— start —

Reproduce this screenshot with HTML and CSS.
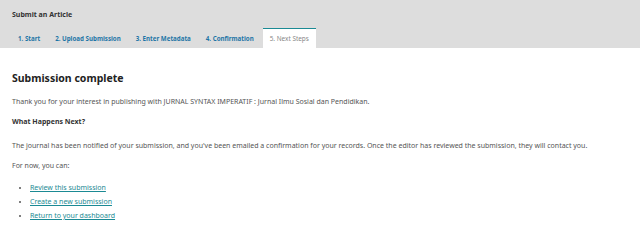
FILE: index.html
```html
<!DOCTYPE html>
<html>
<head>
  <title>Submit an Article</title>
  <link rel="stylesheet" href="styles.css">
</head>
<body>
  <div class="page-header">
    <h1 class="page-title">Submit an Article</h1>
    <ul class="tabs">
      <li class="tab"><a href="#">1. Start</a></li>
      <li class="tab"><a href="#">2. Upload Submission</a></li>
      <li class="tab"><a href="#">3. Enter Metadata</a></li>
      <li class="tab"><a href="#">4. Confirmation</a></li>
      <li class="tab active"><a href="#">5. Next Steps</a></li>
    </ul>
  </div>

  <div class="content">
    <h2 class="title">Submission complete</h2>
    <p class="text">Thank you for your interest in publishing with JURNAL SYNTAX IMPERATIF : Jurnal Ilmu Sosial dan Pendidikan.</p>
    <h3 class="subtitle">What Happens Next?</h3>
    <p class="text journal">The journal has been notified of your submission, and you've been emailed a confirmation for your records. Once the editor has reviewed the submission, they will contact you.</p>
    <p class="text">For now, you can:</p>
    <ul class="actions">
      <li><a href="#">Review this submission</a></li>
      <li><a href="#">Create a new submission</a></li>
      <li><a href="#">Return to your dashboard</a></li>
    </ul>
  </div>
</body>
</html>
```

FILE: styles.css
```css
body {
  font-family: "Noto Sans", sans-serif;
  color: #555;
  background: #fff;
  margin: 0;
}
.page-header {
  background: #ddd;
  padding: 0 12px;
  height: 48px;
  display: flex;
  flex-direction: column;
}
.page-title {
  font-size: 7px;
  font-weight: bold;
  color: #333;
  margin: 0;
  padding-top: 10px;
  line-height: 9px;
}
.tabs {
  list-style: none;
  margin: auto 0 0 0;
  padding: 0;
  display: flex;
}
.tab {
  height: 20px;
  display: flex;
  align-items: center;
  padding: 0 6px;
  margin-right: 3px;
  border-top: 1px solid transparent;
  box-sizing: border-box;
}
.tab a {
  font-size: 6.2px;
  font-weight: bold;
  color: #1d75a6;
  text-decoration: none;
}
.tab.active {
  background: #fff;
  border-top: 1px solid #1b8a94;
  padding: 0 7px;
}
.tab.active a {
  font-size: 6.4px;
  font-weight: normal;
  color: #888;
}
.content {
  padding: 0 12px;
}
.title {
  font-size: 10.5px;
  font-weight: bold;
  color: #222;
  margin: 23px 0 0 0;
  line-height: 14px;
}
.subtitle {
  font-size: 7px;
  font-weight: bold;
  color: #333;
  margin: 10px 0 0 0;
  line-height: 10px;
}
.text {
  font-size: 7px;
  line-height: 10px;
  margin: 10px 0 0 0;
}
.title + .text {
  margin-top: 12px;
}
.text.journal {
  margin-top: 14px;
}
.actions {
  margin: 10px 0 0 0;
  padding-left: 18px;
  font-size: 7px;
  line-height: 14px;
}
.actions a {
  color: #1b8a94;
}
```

— end —

- _DIRECTIONS_: Omit pictures; set down the rest of the material word for word.

- _FULL ANSWER_:
Reproduce this screenshot with HTML and CSS.
FILE: index.html
```html
<!DOCTYPE html>
<html>
<head>
  <title>Submit an Article</title>
  <link rel="stylesheet" href="styles.css">
</head>
<body>
  <div class="page-header">
    <h1 class="page-title">Submit an Article</h1>
    <ul class="tabs">
      <li class="tab"><a href="#">1. Start</a></li>
      <li class="tab"><a href="#">2. Upload Submission</a></li>
      <li class="tab"><a href="#">3. Enter Metadata</a></li>
      <li class="tab"><a href="#">4. Confirmation</a></li>
      <li class="tab active"><a href="#">5. Next Steps</a></li>
    </ul>
  </div>

  <div class="content">
    <h2 class="title">Submission complete</h2>
    <p class="text">Thank you for your interest in publishing with JURNAL SYNTAX IMPERATIF : Jurnal Ilmu Sosial dan Pendidikan.</p>
    <h3 class="subtitle">What Happens Next?</h3>
    <p class="text journal">The journal has been notified of your submission, and you've been emailed a confirmation for your records. Once the editor has reviewed the submission, they will contact you.</p>
    <p class="text">For now, you can:</p>
    <ul class="actions">
      <li><a href="#">Review this submission</a></li>
      <li><a href="#">Create a new submission</a></li>
      <li><a href="#">Return to your dashboard</a></li>
    </ul>
  </div>
</body>
</html>
```

FILE: styles.css
```css
body {
  font-family: "Noto Sans", sans-serif;
  color: #555;
  background: #fff;
  margin: 0;
}
.page-header {
  background: #ddd;
  padding: 0 12px;
  height: 48px;
  display: flex;
  flex-direction: column;
}
.page-title {
  font-size: 7px;
  font-weight: bold;
  color: #333;
  margin: 0;
  padding-top: 10px;
  line-height: 9px;
}
.tabs {
  list-style: none;
  margin: auto 0 0 0;
  padding: 0;
  display: flex;
}
.tab {
  height: 20px;
  display: flex;
  align-items: center;
  padding: 0 6px;
  margin-right: 3px;
  border-top: 1px solid transparent;
  box-sizing: border-box;
}
.tab a {
  font-size: 6.2px;
  font-weight: bold;
  color: #1d75a6;
  text-decoration: none;
}
.tab.active {
  background: #fff;
  border-top: 1px solid #1b8a94;
  padding: 0 7px;
}
.tab.active a {
  font-size: 6.4px;
  font-weight: normal;
  color: #888;
}
.content {
  padding: 0 12px;
}
.title {
  font-size: 10.5px;
  font-weight: bold;
  color: #222;
  margin: 23px 0 0 0;
  line-height: 14px;
}
.subtitle {
  font-size: 7px;
  font-weight: bold;
  color: #333;
  margin: 10px 0 0 0;
  line-height: 10px;
}
.text {
  font-size: 7px;
  line-height: 10px;
  margin: 10px 0 0 0;
}
.title + .text {
  margin-top: 12px;
}
.text.journal {
  margin-top: 14px;
}
.actions {
  margin: 10px 0 0 0;
  padding-left: 18px;
  font-size: 7px;
  line-height: 14px;
}
.actions a {
  color: #1b8a94;
}
```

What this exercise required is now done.